British Airways
- Full name: British Airways Football Club
- Founded: 1947
- Dissolved: 2026
- Ground: Berkeley Fields, Greenford
- Chairman: Rob Pearce
- Manager: Shaun Ryan
- League: Combined Counties League Premier Division North
- 2025–26: Combined Counties League Premier Division North, 14th of 20 (resigned)
| Home colours | Away colours |

= British Airways F.C. =

Association football club in England

British Airways Football Club was a football club based in Greenford, Greater London, England. They are lastly members of the and played at Berkeley Fields, groundsharing with North Greenford United until summer 2026.

==History==
The first mention of the club is from April 1947 when it was the works team of British Overseas Airways Corporation (BOAC). In 1982 the BOAC team merged with the works team of British European Airways (the BOAC and BEA companies had merged in 1974) to form British Airways Football Club. At the time of the merger, the club had over 200 members, fielding 15 adult teams. The Saturday team played in the West Middlesex League and then the London Commercial League. The club were one of the most successful in the league, winning the Division One title and League Cup several times, the Middlesex Premier Cup in 1996–97 and the Middlesex County Intermediate Cup a record nine times.
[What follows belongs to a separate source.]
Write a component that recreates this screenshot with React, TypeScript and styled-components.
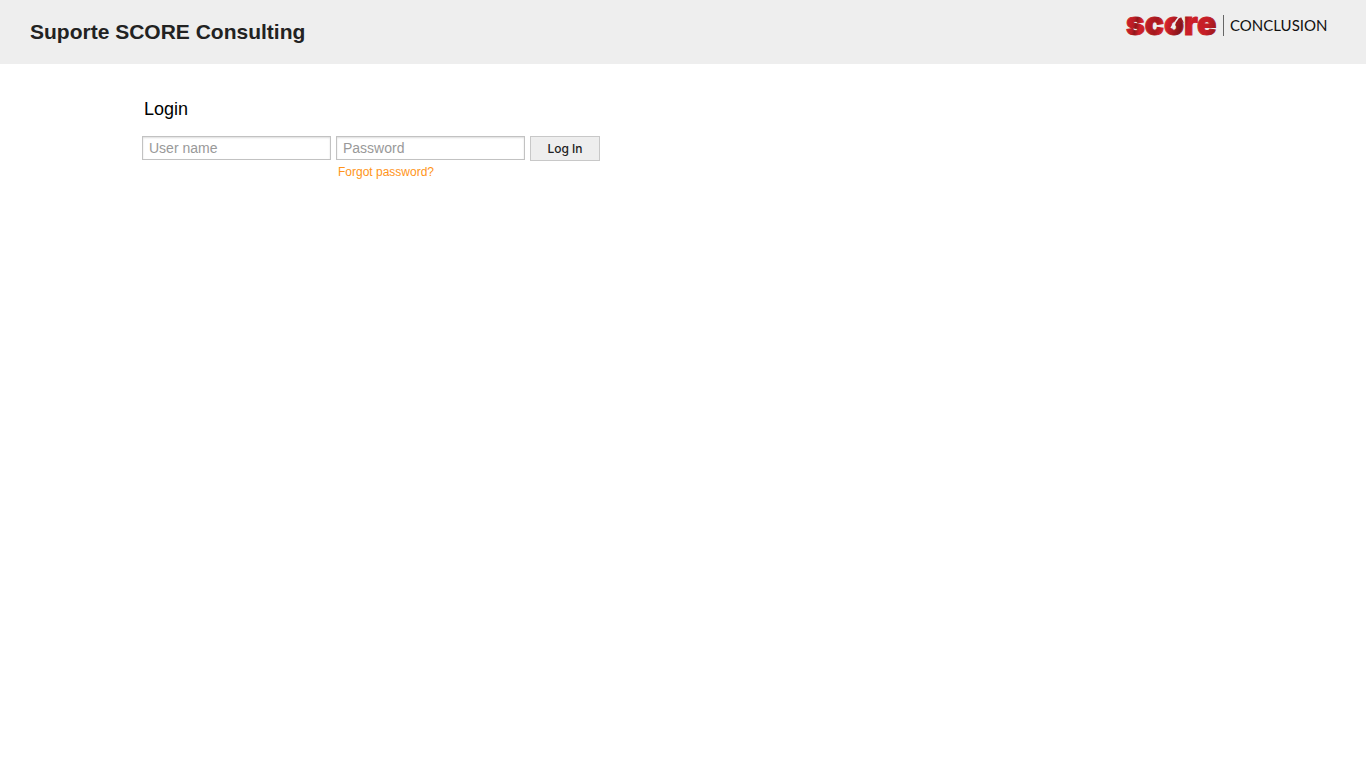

After winning the Intermediate Cup in three consecutive seasons from 2004–05 to 2006–07, the club entered a team into the Middlesex County League, joining Division Three (Hounslow & District), which they finished bottom of in 2007–08. In 2011 league reorganisation saw them moved up to Division Two. In 2012–13 the club's first team transferred from the London Commercial League to the Middlesex County League Premier Division, with the team in Division Two becoming British Airways Thirds. The first team won the Premier Division at the first attempt. After winning the league title again in 2017–18, they were promoted to Division One of the Combined Counties League.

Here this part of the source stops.